[dm-devel] [PATCH 0/8] Use block pr_ops in LIO

Sun Jun 5 16:55:35 UTC 2022

On 6/4/22 11:01 PM, Bart Van Assche wrote:
> On 6/2/22 23:55, Mike Christie wrote:
>> The following patches were built over Linus's tree. They allow us to use
>> the block pr_ops with LIO's target_core_iblock module to support cluster
>> applications in VMs.
>>
>> Currently, to use something like windows clustering in VMs with LIO and
>> vhost-scsi, you have to use tcmu or pscsi or use a cluster aware
>> FS/framework for the LIO pr file. Setting up a cluster FS/framework is
>> pain and waste when your real backend device is already a distributed
>> device, and pscsi and tcmu are nice for specific use cases, but iblock
>> gives you the best performance and allows you to use stacked devices
>> like dm-multipath. So these patches allow iblock to work like pscsi/tcmu
>> where they can pass a PR command to the backend module. And then iblock
>> will use the pr_ops to pass the PR command to the real devices similar
>> to what we do for unmap today.
>>
>> Note that this is patchset does not attempt to support every PR SCSI
>> feature in iblock. It has the same limitations as tcmu and pscsi where
>> you can have a single I_T nexus per device and only supports what is
>> needed for windows clustering right now.
> 
> How has this patch series been tested? Does LIO pass the libiscsi persistent reservation tests with this patch series applied?
> 

libiscsi is not suitable for this type of setup. If libiscsi works correctly,
then this patchset should fail. It's probably opposite of what you are
thinking about. We are not supporting a a single instance of LIO/qemu that
handles multiple I_T nexues like what libiscsi can test well. It's more
like multiple LIO/qemu instances each on different systems that each have a
single I_T nexus between the VM's initiator and LIO/qemu. So it's more of
a passthrough between the VM and real device.

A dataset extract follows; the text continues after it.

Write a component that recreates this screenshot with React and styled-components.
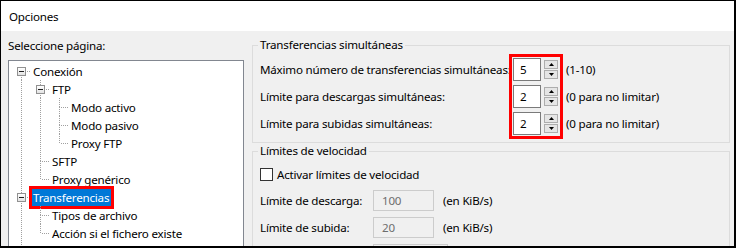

For example, right now to use a cluster app in VMs with a backend device that
is itself cluster aware/shared you commonly do:

1. Qemu's userspace block layer which can send SG_IO to your real backend
device to do the PR request. Checks for conflicts are then done by the
backend device as well.

So here you have 2 systems. On system0, Qemu0 exports /dev/sdb to VM0. VM0
only has the one I_T nexus. System1 exports /dev/sdb to  VM1. VM1 only has
the one I_T nexus as well.

2. Qemu vhost-scsi with pscsi or tcmu. In these cases it's similar as 1 where
you have 2 different systems. How you pass the PRs to the real device may
differ for tcmu. pscsi just injects them into the scsi queue. We do not use
the LIO pr code at all (pgr_support=0).

3. This patchset allows you to use Qemu vhost-scsi with iblock. The setup will
be similar as 1 and 2 but we use a different backend driver.

To test this type of thing you would want a cluster aware libiscsi where
you do a pr register and reserve in VM0, then in VM1 you would do the WRITE
to check that your pr_type is honored from that I_T nexus.

And so we are going to run our internal QA type of tests, but we are hoping to
also implement some qemu clustered SCSI type of tests like this. We are still
trying to figure out the framework (looking into Luis's ansible based stuff,
etc) because for general iscsi testing we want to be able to kick off multiple
VMs and bare metal systems and run both open-iscsi + lio tests.